6. "Take On Me" – a-ha (1985) (Andrew_D_Hurley, Flickr, CC BY-SA 2.0)
6. “Take On Me” – a-ha (1985) (Andrew_D_Hurley, Flickr, CC BY-SA 2.0)

A-ha’s “Take On Me” broke new ground with its innovative blend of live-action and pencil-sketch animation. Directed by Steve Barron, the video follows a romantic storyline that moves seamlessly between animation and reality, a visual style that had never been seen before. The technology behind the rotoscope animation was groundbreaking at the time and helped make the video an instant classic.

Director Steve Barron delivered something that is still interesting to watch even decades after it premiered. The combination of live action and animation is always iconic and timeless. Without the video, “Take On Me” is a propulsive, enjoyable synth-pop song. With it, the song gains a second life as something visual and escapist, a fantasy of being pulled through a flat page into another world. That idea is so vivid that it’s hard to hear the song now without seeing it.
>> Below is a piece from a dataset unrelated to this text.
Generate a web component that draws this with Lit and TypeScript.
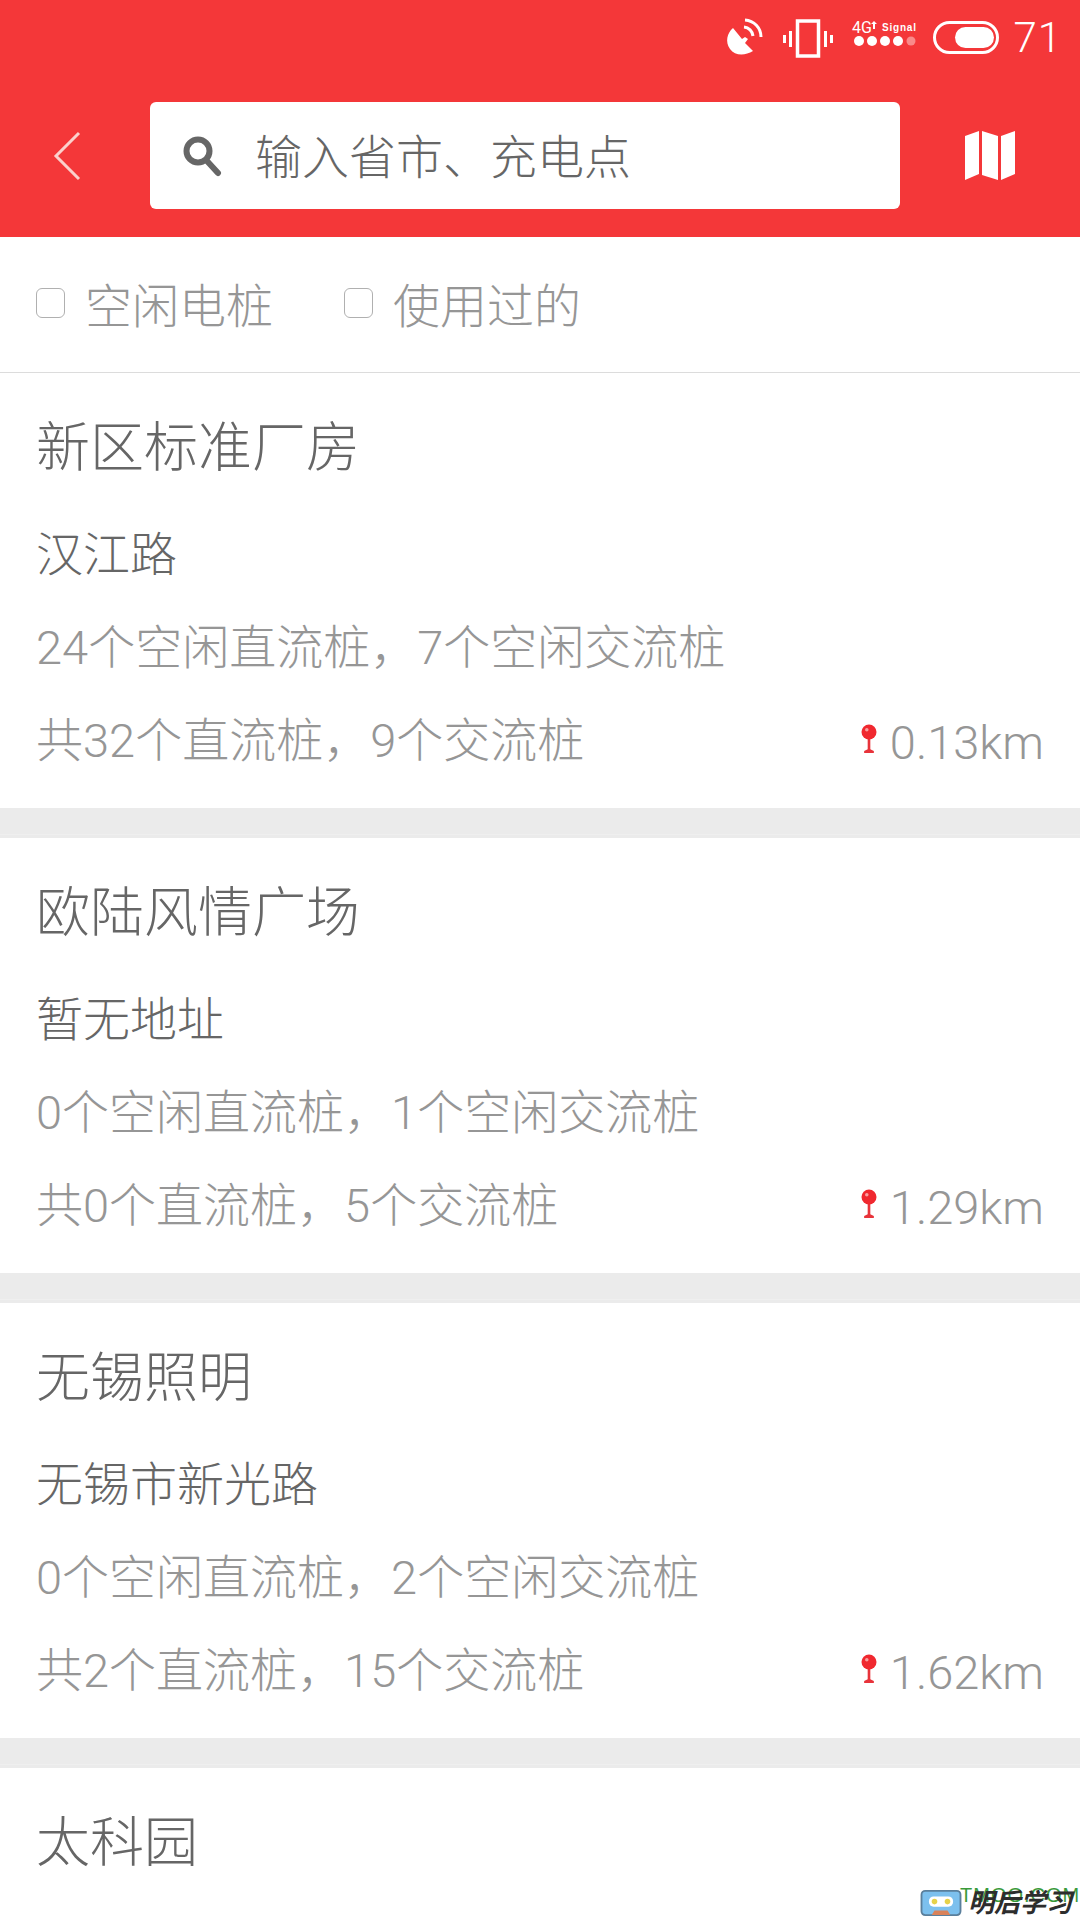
import { LitElement, html, css, svg } from "lit";
import { customElement } from "lit/decorators.js";

const stations = [
  { name: "新区标准厂房", addr: "汉江路", free: "24个空闲直流桩，7个空闲交流桩", total: "共32个直流桩，9个交流桩", dist: "0.13km" },
  { name: "欧陆风情广场", addr: "暂无地址", free: "0个空闲直流桩，1个空闲交流桩", total: "共0个直流桩，5个交流桩", dist: "1.29km" },
  { name: "无锡照明", addr: "无锡市新光路", free: "0个空闲直流桩，2个空闲交流桩", total: "共2个直流桩，15个交流桩", dist: "1.62km" },
];

const pin = svg`<svg class="pin" viewBox="0 0 18 34" width="16" height="30">
  <path d="M7.500 15h3v13.500l4 2v2.500H3.500v-2.500l4-2z" fill="#e8333a"/>
  <circle cx="9" cy="9" r="8.500" fill="#f0282f"/>
  <circle cx="6.500" cy="6.500" r="2" fill="#f8a0a0"/>
</svg>`;

@customElement("app-root")
export class AppRoot extends LitElement {
  static styles = css`
    :host {
      display: block;
      position: relative;
      width: 1080px;
      height: 1920px;
      overflow: hidden;
      background: #fff;
      font-family: Roboto, "Noto Sans CJK SC", sans-serif;
    }
    .top { background: #f43739; height: 237px; display: flex; flex-direction: column; }
    .status { height: 102px; display: flex; justify-content: flex-end; align-items: flex-start; color: #fff; padding: 16px 18px 0 0; box-sizing: border-box; }
    .status svg { display: block; }
    .s-gap1 { margin-right: 20px; margin-top: 2px; }
    .s-gap2 { margin-right: 18px; margin-top: 3px; }
    .s-gap3 { margin-right: 16px; margin-top: 3px; }
    .s-gap4 { margin-right: 14px; margin-top: 5px; }
    .level { font-size: 42px; line-height: 42px; font-weight: 300; margin-top: 1px; letter-spacing: 1px; }
    .bar { display: flex; align-items: center; height: 107px; }
    .back { width: 150px; padding-left: 52px; box-sizing: border-box; display: flex; }
    .search { width: 750px; height: 107px; background: #fff; border-radius: 6px; display: flex; align-items: center; padding-left: 32px; box-sizing: border-box; gap: 33px; color: #666; font-size: 47px; font-weight: 300; }
    .search span { margin-top: -5px; }
    .map { flex: 1; display: flex; justify-content: center; }
    .filters { height: 135px; display: flex; align-items: center; padding-left: 36px; border-bottom: 1px solid #dcdcdc; box-sizing: content-box; color: #969696; font-size: 47px; font-weight: 300; }
    .filter { display: flex; align-items: center; margin-right: 71px; gap: 20px; }
    .filter span:last-child { margin-top: -5px; }
    .box { width: 29px; height: 30px; border: 1.5px solid #b0b0b0; border-radius: 6px; box-sizing: border-box; margin-top: -3px; }
    .card { background: #fff; height: 435px; padding: 0 36px; display: flex; flex-direction: column; box-sizing: border-box; }
    .sep { height: 30px; background: linear-gradient(#ebebeb 0 26px, #efefef 26px 27px, #ebebeb 27px); }
    .name { font-size: 54px; line-height: 72px; margin-top: 40px; color: #666; font-weight: 300; }
    .addr { font-size: 47px; line-height: 60px; margin-top: 40px; color: #666; font-weight: 300; }
    .free { font-size: 47px; line-height: 60px; margin-top: 33px; color: #969696; font-weight: 300; }
    .row { display: flex; justify-content: space-between; align-items: center; margin-top: 31px; line-height: 60px; color: #969696; font-size: 47px; font-weight: 300; }
    .dist { display: flex; align-items: center; gap: 13px; font-size: 47px; color: #969696; font-weight: 300; margin-top: 4px; }
    .pin { margin-top: -8px; }
    .mark { position: absolute; right: 0; bottom: 4px; height: 30px; width: 160px; }
    .mark svg { position: absolute; left: 0; bottom: 0; }
    .mark .t { position: absolute; left: 40px; top: -3px; font-size: 20px; line-height: 24px; color: #3a9a3a; letter-spacing: 1px; font-family: "Liberation Sans", sans-serif; }
    .mark .u { position: absolute; left: 48px; top: 3px; font-size: 26px; line-height: 28px; font-weight: 700; font-style: italic; color: #2d2d2d; white-space: nowrap; }
  `;

  render() {
    return html`
      <div class="top">
        <div class="status">
          <svg class="s-gap1" width="40" height="40" viewBox="0 0 40 40" fill="none">
            <path d="M10 10 C4 15 2 24 7 31 C12 38 22 38 30 33 L22 25 L25 21 L22 19 L19 21 Z" fill="#fff"/>
            <path d="M21 9 a10 10 0 0 1 9 9" stroke="#fff" stroke-width="3"/>
            <path d="M22 2 a17 17 0 0 1 16 17" stroke="#fff" stroke-width="3"/>
          </svg>
          <svg class="s-gap2" width="50" height="40" viewBox="0 0 50 40" fill="none" stroke="#fff">
            <rect x="14.500" y="2" width="21" height="35" stroke-width="3.500"/>
            <path d="M7.500 12v16M1.500 16v8M42.500 12v16M48.500 16v8" stroke-width="3"/>
          </svg>
          <svg class="s-gap3" width="66" height="36" viewBox="0 0 66 36">
            <text x="1" y="14" font-size="16" font-family="Roboto" fill="#fff">4G</text>
            <path d="M23 2l3 3h-2v5h-2V5h-2z" fill="#fff"/>
            <text x="31" y="12" font-size="10" font-weight="700" letter-spacing=".8" font-family="Liberation Sans" fill="#fff">Signal</text>
            <g fill="#fff"><circle cx="8" cy="22" r="5"/><circle cx="21" cy="22" r="5"/><circle cx="34" cy="22" r="5"/><circle cx="47" cy="22" r="5"/></g>
            <circle cx="60" cy="22" r="4.500" fill="#f98a8a"/>
          </svg>
          <svg class="s-gap4" width="66" height="34" viewBox="0 0 66 34">
            <rect x="1.500" y="1.500" width="63" height="30" rx="15" fill="none" stroke="#fff" stroke-width="3"/>
            <rect x="22" y="6" width="39" height="21" rx="10.500" fill="#fff"/>
          </svg>
          <span class="level">71</span>
        </div>
        <div class="bar">
          <div class="back">
            <svg width="30" height="50" viewBox="0 0 30 50" fill="none"><path d="M27 2 L4 25 L27 48" stroke="#fbd0cc" stroke-width="3"/></svg>
          </div>
          <div class="search">
            <svg width="40" height="42" viewBox="0 0 40 42" fill="none" stroke="#666">
              <circle cx="16" cy="16" r="11.500" stroke-width="6"/>
              <path d="M25 26 L36 38" stroke-width="6" stroke-linecap="round"/>
            </svg>
            <span>输入省市、充电点</span>
          </div>
          <div class="map">
            <svg width="52" height="52" viewBox="0 0 52 52" fill="#fff">
              <path d="M1 6 L15 1 V44 L1 50 Z"/>
              <path d="M18 1 L34 6 V50 L18 45 Z"/>
              <path d="M37 6 L51 1 V44 L37 50 Z"/>
            </svg>
          </div>
        </div>
      </div>
      <div class="filters">
        <div class="filter"><span class="box"></span><span>空闲电桩</span></div>
        <div class="filter"><span class="box"></span><span>使用过的</span></div>
      </div>
      ${stations.map((s) => html`
        <div class="card">
          <div class="name">${s.name}</div>
          <div class="addr">${s.addr}</div>
          <div class="free">${s.free}</div>
          <div class="row"><span>${s.total}</span><span class="dist">${pin}${s.dist}</span></div>
        </div>
        <div class="sep"></div>`)}
      <div class="card"><div class="name">太科园</div></div>
      <div class="mark">
        <svg width="42" height="26" viewBox="0 0 44 28">
          <rect x="1" y="1" width="42" height="26" rx="4" fill="#7cc0ee" stroke="#5a7f9c" stroke-width="2"/>
          <rect x="9" y="7" width="26" height="11" rx="5" fill="#fff"/>
          <circle cx="15" cy="12.500" r="3" fill="#e6d24a"/><circle cx="29" cy="12.500" r="3" fill="#e6d24a"/>
          <path d="M12 27 l3-5 h14 l3 5z" fill="#d9825a"/>
        </svg>
        <span class="t">TMOO.COM</span>
        <span class="u">明后学习</span>
      </div>
    `;
  }
}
What unites all six of these videos is that none of them simply illustrate what the song already says. Each one adds a layer of meaning that wasn’t fully there before, whether through historical context, cinematic scale, radical minimalism, or pure visual invention. Pairing sound and vision creates an entire artistic vocabulary, producing miniature-movie masterpieces that changed how we heard and saw music. Once you’ve seen these videos, the songs are permanently altered. You can’t unhear what the images have told you.